** BEGIN Material **

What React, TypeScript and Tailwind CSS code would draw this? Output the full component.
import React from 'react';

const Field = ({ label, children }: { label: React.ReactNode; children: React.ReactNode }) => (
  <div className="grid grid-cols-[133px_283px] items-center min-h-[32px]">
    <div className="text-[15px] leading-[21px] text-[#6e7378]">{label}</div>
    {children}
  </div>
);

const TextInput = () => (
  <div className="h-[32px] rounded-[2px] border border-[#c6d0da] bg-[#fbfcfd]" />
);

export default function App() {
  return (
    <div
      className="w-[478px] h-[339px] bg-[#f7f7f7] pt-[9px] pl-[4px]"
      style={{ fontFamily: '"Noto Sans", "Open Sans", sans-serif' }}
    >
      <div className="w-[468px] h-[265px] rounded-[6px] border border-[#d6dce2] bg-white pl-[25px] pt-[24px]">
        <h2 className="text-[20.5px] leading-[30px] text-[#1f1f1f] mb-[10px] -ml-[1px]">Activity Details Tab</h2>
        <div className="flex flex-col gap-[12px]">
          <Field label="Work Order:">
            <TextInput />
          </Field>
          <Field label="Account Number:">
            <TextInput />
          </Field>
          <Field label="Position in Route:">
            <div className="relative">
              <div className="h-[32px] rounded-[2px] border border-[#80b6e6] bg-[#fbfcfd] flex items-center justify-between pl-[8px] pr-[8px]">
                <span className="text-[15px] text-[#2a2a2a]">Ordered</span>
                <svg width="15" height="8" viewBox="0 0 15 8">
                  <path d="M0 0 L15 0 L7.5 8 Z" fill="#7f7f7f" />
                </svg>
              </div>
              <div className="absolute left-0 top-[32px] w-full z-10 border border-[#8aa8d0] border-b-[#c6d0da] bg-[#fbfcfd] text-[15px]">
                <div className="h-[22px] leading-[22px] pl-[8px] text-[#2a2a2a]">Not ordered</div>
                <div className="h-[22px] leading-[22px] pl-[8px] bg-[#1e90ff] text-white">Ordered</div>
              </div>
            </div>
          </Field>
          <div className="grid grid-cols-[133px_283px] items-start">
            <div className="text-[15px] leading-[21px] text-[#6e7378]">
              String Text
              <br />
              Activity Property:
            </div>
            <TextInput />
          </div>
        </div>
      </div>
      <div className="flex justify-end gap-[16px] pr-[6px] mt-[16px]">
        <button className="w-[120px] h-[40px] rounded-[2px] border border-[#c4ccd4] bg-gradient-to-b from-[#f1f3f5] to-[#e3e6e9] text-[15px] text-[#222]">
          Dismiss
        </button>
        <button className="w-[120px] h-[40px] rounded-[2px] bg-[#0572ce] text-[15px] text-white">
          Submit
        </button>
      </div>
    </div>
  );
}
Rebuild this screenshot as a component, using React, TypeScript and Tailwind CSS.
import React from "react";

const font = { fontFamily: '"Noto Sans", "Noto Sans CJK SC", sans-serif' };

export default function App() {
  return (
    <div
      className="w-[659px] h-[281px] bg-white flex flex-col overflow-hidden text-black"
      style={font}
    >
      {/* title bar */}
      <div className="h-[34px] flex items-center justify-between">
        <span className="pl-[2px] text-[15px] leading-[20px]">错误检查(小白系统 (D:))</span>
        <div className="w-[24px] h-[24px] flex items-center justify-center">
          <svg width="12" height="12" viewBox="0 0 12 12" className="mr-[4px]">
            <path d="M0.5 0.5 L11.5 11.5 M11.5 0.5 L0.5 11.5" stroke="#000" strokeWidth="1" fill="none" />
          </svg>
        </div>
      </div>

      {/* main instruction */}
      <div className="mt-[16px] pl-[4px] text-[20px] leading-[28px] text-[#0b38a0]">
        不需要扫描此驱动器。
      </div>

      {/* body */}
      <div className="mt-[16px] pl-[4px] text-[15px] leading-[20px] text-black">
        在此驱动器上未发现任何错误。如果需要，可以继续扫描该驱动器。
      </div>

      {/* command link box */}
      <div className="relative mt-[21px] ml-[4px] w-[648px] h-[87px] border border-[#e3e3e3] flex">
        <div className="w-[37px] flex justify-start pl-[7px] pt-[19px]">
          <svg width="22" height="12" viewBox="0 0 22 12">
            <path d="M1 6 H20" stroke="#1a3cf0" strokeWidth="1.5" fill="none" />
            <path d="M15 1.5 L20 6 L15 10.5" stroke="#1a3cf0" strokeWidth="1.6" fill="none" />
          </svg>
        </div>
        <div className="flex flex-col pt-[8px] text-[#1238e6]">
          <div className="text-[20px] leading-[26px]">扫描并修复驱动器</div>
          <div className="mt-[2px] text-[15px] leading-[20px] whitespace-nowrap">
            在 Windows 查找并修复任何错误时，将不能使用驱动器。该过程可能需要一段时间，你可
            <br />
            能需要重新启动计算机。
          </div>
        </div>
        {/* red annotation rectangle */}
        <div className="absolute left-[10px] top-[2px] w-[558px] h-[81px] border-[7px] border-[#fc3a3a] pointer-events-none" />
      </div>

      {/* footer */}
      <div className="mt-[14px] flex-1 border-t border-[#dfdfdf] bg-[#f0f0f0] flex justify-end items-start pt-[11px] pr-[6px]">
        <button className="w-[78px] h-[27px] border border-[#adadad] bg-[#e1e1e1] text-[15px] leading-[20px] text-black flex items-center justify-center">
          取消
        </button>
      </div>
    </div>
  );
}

** END Material **

Objective: Copy out all the entries shown above, character for character.

Solution to this exercise:
What React, TypeScript and Tailwind CSS code would draw this? Output the full component.
import React from 'react';

const Field = ({ label, children }: { label: React.ReactNode; children: React.ReactNode }) => (
  <div className="grid grid-cols-[133px_283px] items-center min-h-[32px]">
    <div className="text-[15px] leading-[21px] text-[#6e7378]">{label}</div>
    {children}
  </div>
);

const TextInput = () => (
  <div className="h-[32px] rounded-[2px] border border-[#c6d0da] bg-[#fbfcfd]" />
);

export default function App() {
  return (
    <div
      className="w-[478px] h-[339px] bg-[#f7f7f7] pt-[9px] pl-[4px]"
      style={{ fontFamily: '"Noto Sans", "Open Sans", sans-serif' }}
    >
      <div className="w-[468px] h-[265px] rounded-[6px] border border-[#d6dce2] bg-white pl-[25px] pt-[24px]">
        <h2 className="text-[20.5px] leading-[30px] text-[#1f1f1f] mb-[10px] -ml-[1px]">Activity Details Tab</h2>
        <div className="flex flex-col gap-[12px]">
          <Field label="Work Order:">
            <TextInput />
          </Field>
          <Field label="Account Number:">
            <TextInput />
          </Field>
          <Field label="Position in Route:">
            <div className="relative">
              <div className="h-[32px] rounded-[2px] border border-[#80b6e6] bg-[#fbfcfd] flex items-center justify-between pl-[8px] pr-[8px]">
                <span className="text-[15px] text-[#2a2a2a]">Ordered</span>
                <svg width="15" height="8" viewBox="0 0 15 8">
                  <path d="M0 0 L15 0 L7.5 8 Z" fill="#7f7f7f" />
                </svg>
              </div>
              <div className="absolute left-0 top-[32px] w-full z-10 border border-[#8aa8d0] border-b-[#c6d0da] bg-[#fbfcfd] text-[15px]">
                <div className="h-[22px] leading-[22px] pl-[8px] text-[#2a2a2a]">Not ordered</div>
                <div className="h-[22px] leading-[22px] pl-[8px] bg-[#1e90ff] text-white">Ordered</div>
              </div>
            </div>
          </Field>
          <div className="grid grid-cols-[133px_283px] items-start">
            <div className="text-[15px] leading-[21px] text-[#6e7378]">
              String Text
              <br />
              Activity Property:
            </div>
            <TextInput />
          </div>
        </div>
      </div>
      <div className="flex justify-end gap-[16px] pr-[6px] mt-[16px]">
        <button className="w-[120px] h-[40px] rounded-[2px] border border-[#c4ccd4] bg-gradient-to-b from-[#f1f3f5] to-[#e3e6e9] text-[15px] text-[#222]">
          Dismiss
        </button>
        <button className="w-[120px] h-[40px] rounded-[2px] bg-[#0572ce] text-[15px] text-white">
          Submit
        </button>
      </div>
    </div>
  );
}
Rebuild this screenshot as a component, using React, TypeScript and Tailwind CSS.
import React from "react";

const font = { fontFamily: '"Noto Sans", "Noto Sans CJK SC", sans-serif' };

export default function App() {
  return (
    <div
      className="w-[659px] h-[281px] bg-white flex flex-col overflow-hidden text-black"
      style={font}
    >
      {/* title bar */}
      <div className="h-[34px] flex items-center justify-between">
        <span className="pl-[2px] text-[15px] leading-[20px]">错误检查(小白系统 (D:))</span>
        <div className="w-[24px] h-[24px] flex items-center justify-center">
          <svg width="12" height="12" viewBox="0 0 12 12" className="mr-[4px]">
            <path d="M0.5 0.5 L11.5 11.5 M11.5 0.5 L0.5 11.5" stroke="#000" strokeWidth="1" fill="none" />
          </svg>
        </div>
      </div>

      {/* main instruction */}
      <div className="mt-[16px] pl-[4px] text-[20px] leading-[28px] text-[#0b38a0]">
        不需要扫描此驱动器。
      </div>

      {/* body */}
      <div className="mt-[16px] pl-[4px] text-[15px] leading-[20px] text-black">
        在此驱动器上未发现任何错误。如果需要，可以继续扫描该驱动器。
      </div>

      {/* command link box */}
      <div className="relative mt-[21px] ml-[4px] w-[648px] h-[87px] border border-[#e3e3e3] flex">
        <div className="w-[37px] flex justify-start pl-[7px] pt-[19px]">
          <svg width="22" height="12" viewBox="0 0 22 12">
            <path d="M1 6 H20" stroke="#1a3cf0" strokeWidth="1.5" fill="none" />
            <path d="M15 1.5 L20 6 L15 10.5" stroke="#1a3cf0" strokeWidth="1.6" fill="none" />
          </svg>
        </div>
        <div className="flex flex-col pt-[8px] text-[#1238e6]">
          <div className="text-[20px] leading-[26px]">扫描并修复驱动器</div>
          <div className="mt-[2px] text-[15px] leading-[20px] whitespace-nowrap">
            在 Windows 查找并修复任何错误时，将不能使用驱动器。该过程可能需要一段时间，你可
            <br />
            能需要重新启动计算机。
          </div>
        </div>
        {/* red annotation rectangle */}
        <div className="absolute left-[10px] top-[2px] w-[558px] h-[81px] border-[7px] border-[#fc3a3a] pointer-events-none" />
      </div>

      {/* footer */}
      <div className="mt-[14px] flex-1 border-t border-[#dfdfdf] bg-[#f0f0f0] flex justify-end items-start pt-[11px] pr-[6px]">
        <button className="w-[78px] h-[27px] border border-[#adadad] bg-[#e1e1e1] text-[15px] leading-[20px] text-black flex items-center justify-center">
          取消
        </button>
      </div>
    </div>
  );
}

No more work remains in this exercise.